MY BAD! I saw you meant the intake blowers on the Detroit Diesels.
How It Works The DD four exhaust valves and a blower, compared with a four cycle with only two valves and no blower. Each cylinder liner has a row of 14 oblong holes near the bottom. After the compression stroke, the piston travels downward, past this row of holes. This is similar to the way an outboard motor works. Except that once the piston goes below the holes, called scavenging ports, the blower forces air in at high pressure from what is called the air gallery cast into the block. Thus, the DD has not only water jackets, but air galleries cast in the block as well. This one thing that makes DD blocks more complex.
The pressurized air then "scavenges" or forces out the burned gasses up through the four exhaust valves. This enables the engine to make only two revolutions to complete the combustion cycle rather that the four required of the four cycle engine, which relies on a second upward stroke of the piston to exhaust the cylinder of burned gas. In theory, this makes the engine more efficient. In reality, all the friction caused by all those extra moving parts eats up some of the efficiency gain. Why? Because of the drag created by the non-compression stroke, and the power to drive the blower and extra cam shaft. Even so, there is a major power gain through this design.
The blower and turbocharger aspiration system constitutes another major difference. The four cycle engine is aspirated through intake valves next to the exhaust valves; the DD engine has only exhaust valves, but twice as many of them. The DD cylinder heads are very complex and expensive to replace if one gets damaged, such as cracking from overheating. All those extra working parts make for more potential trouble, but also increase efficiency considerably. This why, pound for pound, DD squeezes quite a bit more horsepower out of their engines than CAT does.

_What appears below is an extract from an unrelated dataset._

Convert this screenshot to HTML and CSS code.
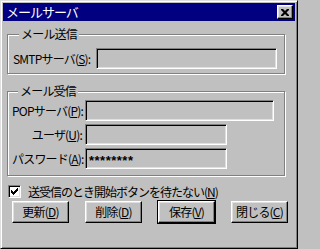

Unfortunately, on the China made gasoline engines the design of the piston is meant to hold the fuel/air mixture and compress it in the crankcase to blow into the cylinder, on high quality 2-stroke engines of similar design a one way reed-valve placed between the intake manifold and the cylinder is the only way to maintain and keep a higher compression on the crankcase fuel/air, in which case a turbo might work, but only AFTER the carburetor as it would need to suck air through the carburetor to keep it moving otherwise the high pressure air system would blow the fuel back. This would necessitate a sealed and non-electrical post-fuel-addition boost system.